L’écriture de Patrick Modiano est hantée. Hantée par un passé qu’il n’a pas vécu, mais dont, dit-il, « la pesanteur me tirait en arrière, (je) rêvais de me délivrer d’une mémoire empoisonnée. »
Dans ce roman, Patrick Modiano réveille les morts et les entraîne dans une ronde de nuit haletante : « C’est mon devoir de les sortir –ne fût-ce qu’un instant- de la nuit. »


Dans un autre livre, Fleurs de ruine, Patrick Modiano écrit ceci : « Plus tard, on me demandera des comptes. J’éprouve un sentiment de culpabilité dont l’objet demeure vague : un crime auquel j’ai participé en qualité de complice ou de témoin, je ne pourrais pas vraiment dire. Et j’espère que cette ambiguïté m’évitera le châtiment. »


Autre part, il écrit encore : « Ce n’est pas vraiment l’Occupation qui me fascine. Elle me fournit un climat idéal, trouble, une lumière un peu bizarre… J’aime observer les gens qui se salissent, qui n’ont pas peur des compromissions. »
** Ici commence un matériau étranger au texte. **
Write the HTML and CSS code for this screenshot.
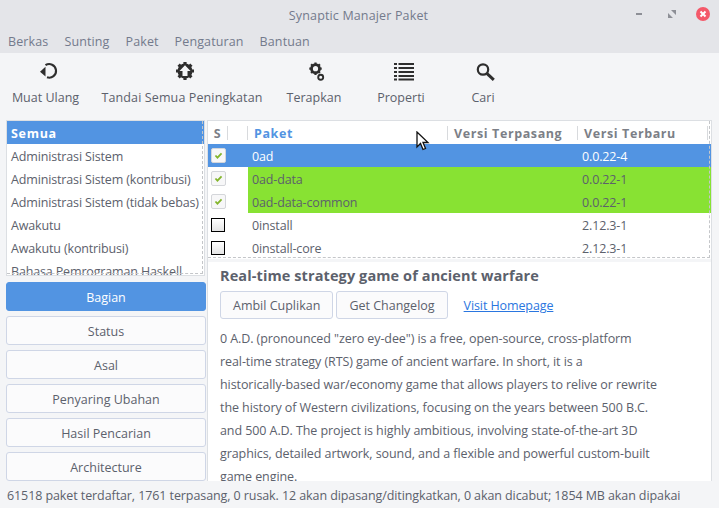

Dans son oeuvre, l’Occupation est un monde recomposé par le rêve. Ses pires aspects s’intègrent dans un paysage régi par la nostalgie. La restitution de cette période est filtrée par son angoisse liée à la fuite du temps, liée à la confrontation avec les spectres du passé venus du fond des années troubles.
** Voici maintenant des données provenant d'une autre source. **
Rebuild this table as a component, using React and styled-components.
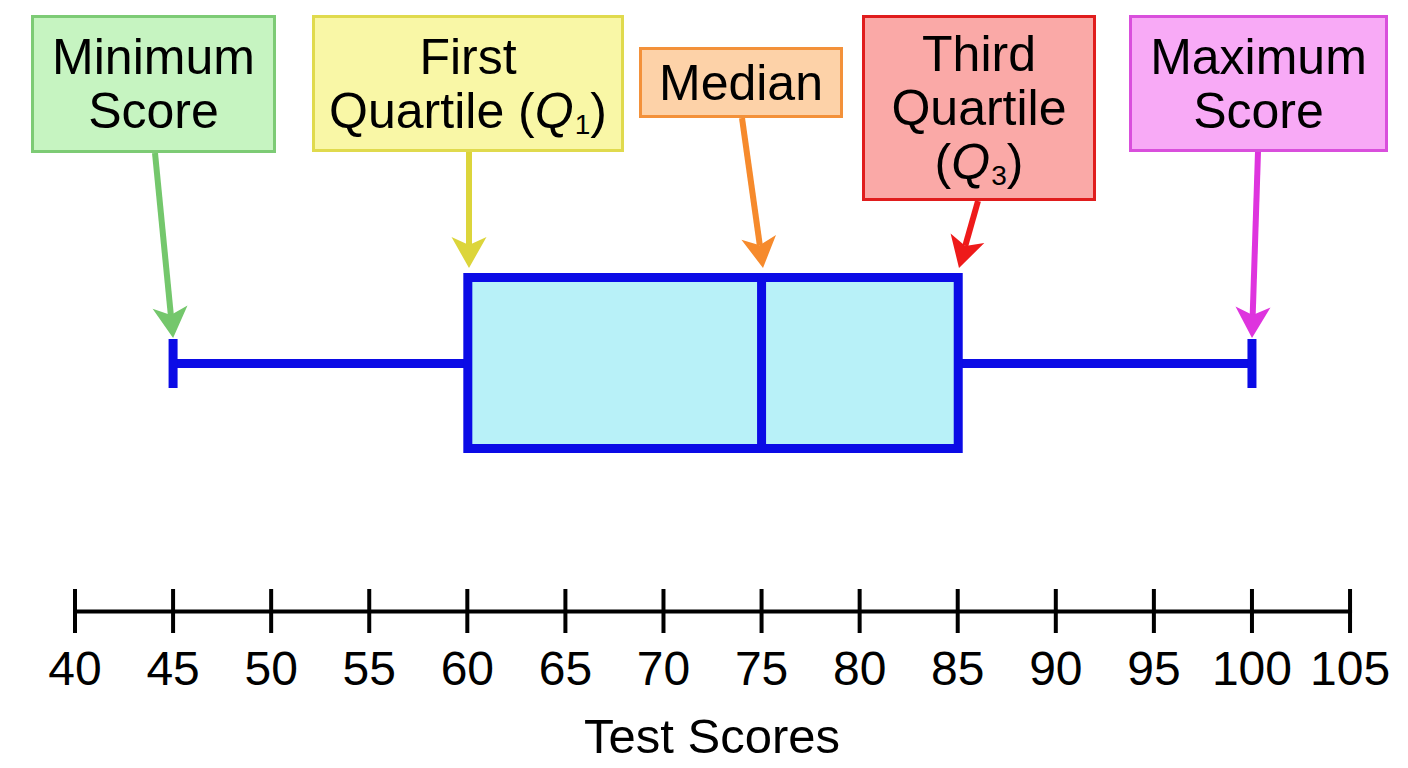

Dans La ronde de nuit, le protagoniste le dit lui-même : « Je n’existe pas ». Il n’a pas de nom. Swing Troubadour, titre d’une bluette de Charles Trenet, n’est qu’un pseudonyme que lui donne son supérieur au sein de la bande du square Cimarosa, décalque de la bande de la rue Lauriston, le groupe « Bonny – Lafont », la Gestapo française. Tout comme Princesse de Lamballe, autre pseudonyme qui lui est attribué par le Lieutenant, chef d’un réseau de résistants.
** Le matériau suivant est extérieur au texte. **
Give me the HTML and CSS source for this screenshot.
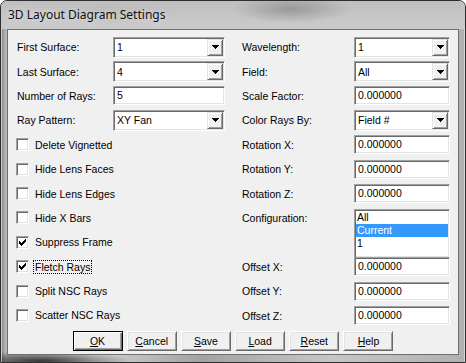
FILE: index.html
```html
<!DOCTYPE html>
<html lang="en">
<head>
    <meta charset="UTF-8">
    <title>3D Layout Diagram Settings</title>
    <link rel="stylesheet" href="styles.css">
</head>
<body>

<div class="window">
    <div class="titlebar">3D Layout Diagram Settings</div>
    <div class="client">
        <div class="form">
            <div class="col col-l">
                <div class="row"><span class="lbl">First Surface:</span>
                    <div class="field combo"><span>1</span><i class="drop"><svg width="7" height="4" viewBox="0 0 7 4"><path d="M0 0h7v1H0zM1 1h5v1H1zM2 2h3v1H2zM3 3h1v1H3z"/></svg></i></div></div>
                <div class="row"><span class="lbl">Last Surface:</span>
                    <div class="field combo"><span>4</span><i class="drop"><svg width="7" height="4" viewBox="0 0 7 4"><path d="M0 0h7v1H0zM1 1h5v1H1zM2 2h3v1H2zM3 3h1v1H3z"/></svg></i></div></div>
                <div class="row"><span class="lbl">Number of Rays:</span>
                    <div class="field input">5</div></div>
                <div class="row"><span class="lbl">Ray Pattern:</span>
                    <div class="field combo"><span>XY Fan</span><i class="drop"><svg width="7" height="4" viewBox="0 0 7 4"><path d="M0 0h7v1H0zM1 1h5v1H1zM2 2h3v1H2zM3 3h1v1H3z"/></svg></i></div></div>

                <div class="row"><i class="check"></i><span class="cb-label">Delete Vignetted</span></div>
                <div class="row"><i class="check"></i><span class="cb-label">Hide Lens Faces</span></div>
                <div class="row"><i class="check"></i><span class="cb-label">Hide Lens Edges</span></div>
                <div class="row"><i class="check"></i><span class="cb-label">Hide X Bars</span></div>
                <div class="row"><i class="check"><svg width="7" height="7" viewBox="0 0 7 7"><path d="M6 0h1v1H6zM5 1h2v1H5zM0 2h1v1H0zM4 2h3v1H4zM0 3h2v1H0zM3 3h3v1H3zM0 4h5v1H0zM1 5h3v1H1zM2 6h1v1H2z"/></svg></i><span class="cb-label">Suppress Frame</span></div>
                <div class="row"><i class="check"><svg width="7" height="7" viewBox="0 0 7 7"><path d="M6 0h1v1H6zM5 1h2v1H5zM0 2h1v1H0zM4 2h3v1H4zM0 3h2v1H0zM3 3h3v1H3zM0 4h5v1H0zM1 5h3v1H1zM2 6h1v1H2z"/></svg></i><span class="cb-label focus">Fletch Rays</span></div>
                <div class="row"><i class="check"></i><span class="cb-label">Split NSC Rays</span></div>
                <div class="row"><i class="check"></i><span class="cb-label">Scatter NSC Rays</span></div>
            </div>

            <div class="col col-r">
                <div class="row"><span class="lbl">Wavelength:</span>
                    <div class="field combo"><span>1</span><i class="drop"><svg width="7" height="4" viewBox="0 0 7 4"><path d="M0 0h7v1H0zM1 1h5v1H1zM2 2h3v1H2zM3 3h1v1H3z"/></svg></i></div></div>
                <div class="row"><span class="lbl">Field:</span>
                    <div class="field combo"><span>All</span><i class="drop"><svg width="7" height="4" viewBox="0 0 7 4"><path d="M0 0h7v1H0zM1 1h5v1H1zM2 2h3v1H2zM3 3h1v1H3z"/></svg></i></div></div>
                <div class="row"><span class="lbl">Scale Factor:</span>
                    <div class="field input">0.000000</div></div>
                <div class="row"><span class="lbl">Color Rays By:</span>
                    <div class="field combo"><span>Field #</span><i class="drop"><svg width="7" height="4" viewBox="0 0 7 4"><path d="M0 0h7v1H0zM1 1h5v1H1zM2 2h3v1H2zM3 3h1v1H3z"/></svg></i></div></div>
                <div class="row"><span class="lbl">Rotation X:</span>
                    <div class="field input">0.000000</div></div>
                <div class="row"><span class="lbl">Rotation Y:</span>
                    <div class="field input">0.000000</div></div>
                <div class="row"><span class="lbl">Rotation Z:</span>
                    <div class="field input">0.000000</div></div>
                <div class="row row-tall"><span class="lbl">Configuration:</span>
                    <div class="field list">
                        <div class="item">All</div>
                        <div class="item selected">Current</div>
                        <div class="item">1</div>
                    </div></div>
                <div class="row"><span class="lbl">Offset X:</span>
                    <div class="field input">0.000000</div></div>
                <div class="row"><span class="lbl">Offset Y:</span>
                    <div class="field input">0.000000</div></div>
                <div class="row"><span class="lbl">Offset Z:</span>
                    <div class="field input">0.000000</div></div>
            </div>
        </div>

        <div class="buttons">
            <button class="btn default"><u>O</u>K</button>
            <button class="btn"><u>C</u>ancel</button>
            <button class="btn"><u>S</u>ave</button>
            <button class="btn"><u>L</u>oad</button>
            <button class="btn"><u>R</u>eset</button>
            <button class="btn"><u>H</u>elp</button>
        </div>
    </div>
</div>

</body>
</html>
```

FILE: styles.css
```css
* {
    box-sizing: border-box;
}
body {
    margin: 0;
    font-family: "Liberation Sans", Arial, sans-serif;
    font-size: 10.5px;
    color: #000;
    background: #fff;
}
.window {
    width: 466px;
    height: 363px;
    border: 1px solid #2e2e2e;
    border-radius: 7px 7px 0 0;
    padding: 0 6px 7px;
    display: flex;
    flex-direction: column;
    background:
        radial-gradient(ellipse 90px 10px at 40px 360px, rgba(20, 20, 20, 0.8), transparent),
        radial-gradient(ellipse 70px 16px at 300px 9px, rgba(100, 100, 100, 0.5), transparent),
        linear-gradient(90deg, #7a7a7a 0, #b4b4b4 4px, #d4d4d4 90px, #a2a2a2 200px, #c6c6c6 330px, #b0b0b0 466px);
    box-shadow: inset 1px 1px rgba(255, 255, 255, 0.6), inset -1px 0 rgba(255, 255, 255, 0.5);
}
.titlebar {
    height: 28px;
    margin: 0 -6px;
    padding: 6px 0 0 7px;
    font-family: "Noto Sans", sans-serif;
    font-size: 12px;
    line-height: 16px;
    color: #111;
    border-radius: 6px 6px 0 0;
    background:
        radial-gradient(ellipse 60px 14px at 290px 8px, rgba(120, 120, 120, 0.55), transparent),
        radial-gradient(ellipse 70px 10px at 110px 12px, rgba(150, 150, 150, 0.3), transparent),
        linear-gradient(#bfbfbf, #cbcbcb);
    text-shadow: 0 0 6px rgba(255, 255, 255, 0.9);
}
.client {
    flex: 1;
    background: #f0f0f0;
    border: 1px solid #6f6f6f;
    display: flex;
    flex-direction: column;
}
.form {
    display: flex;
    gap: 17px;
    padding: 5px 0 0 8px;
}
.col-l {
    width: 209px;
}
.col-r {
    width: 208px;
}
.row {
    height: 24.4px;
    display: flex;
    align-items: center;
    white-space: nowrap;
}
.row-tall {
    height: 48.8px;
    align-items: flex-start;
}
.row-tall .lbl {
    line-height: 24.4px;
}
.col-l .lbl {
    width: 97px;
    padding-left: 1px;
}
.col-r .lbl {
    width: 112px;
}
.col-l .field {
    width: 112px;
}
.col-r .field {
    width: 96px;
}
.combo, .input, .list, .check {
    background: #fff;
    border: 1px solid;
    border-color: #a0a0a0 #fff #fff #a0a0a0;
    box-shadow: inset 1px 1px #696969, inset -1px -1px #e3e3e3;
}
.combo {
    height: 21px;
    display: flex;
    align-items: center;
    padding: 1px;
}
.combo span {
    flex: 1;
    padding-left: 2px;
}
.drop {
    width: 16px;
    height: 17px;
    background: #f0f0f0;
    border: 1px solid;
    border-color: #e3e3e3 #696969 #696969 #e3e3e3;
    box-shadow: inset 1px 1px #fff, inset -1px -1px #a0a0a0;
    display: flex;
    align-items: center;
    justify-content: center;
}
.drop svg {
    display: block;
    margin-left: 1px;
}
.input {
    height: 19px;
    padding: 0 3px;
    line-height: 17px;
}
.list {
    height: 49px;
    margin-top: 3.2px;
    padding: 1px;
}
.item {
    height: 13px;
    line-height: 13px;
    padding-left: 1px;
}
.selected {
    background: #3399ff;
    color: #fff;
}
.check {
    width: 13px;
    height: 13px;
    display: flex;
    align-items: center;
    justify-content: center;
}
.check svg {
    display: block;
}
.cb-label {
    margin-left: 4px;
    padding: 0 1px;
    border: 1px dotted transparent;
    line-height: 12px;
}
.focus {
    border-color: #000;
}
.buttons {
    display: flex;
    justify-content: center;
    gap: 4.2px;
    margin-top: 3.2px;
}
.btn {
    width: 50px;
    height: 20px;
    padding: 0;
    font-family: inherit;
    font-size: 10.5px;
    color: #000;
    background: #f0f0f0;
    border: 1px solid;
    border-color: #fff #696969 #696969 #fff;
    box-shadow: inset 1px 1px #e3e3e3, inset -1px -1px #a0a0a0;
}
.btn.default {
    border-color: #000;
    box-shadow: inset 1px 1px #fff, inset -1px -1px #696969, inset -2px -2px #a0a0a0;
}
```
« Qui suis-je ? » Il ne cesse de le répéter alors qu’il tergiverse jour et nuit, alors que la peur s’installe. Quelques identités d’emprunt –le roi Lear, Marcel Petiot…- lui procurent, imaginairement, une fugace sensation d’existence. Mais cela ne dure pas lorsque la peur, elle, dévore tout sur son passage.
« Chaque homme est un abîme. On a le vertige quand on se penche dessus. » La phrase de Büchner résonne comme un écho à ce vertigineux voyage dans la tête d’un homme.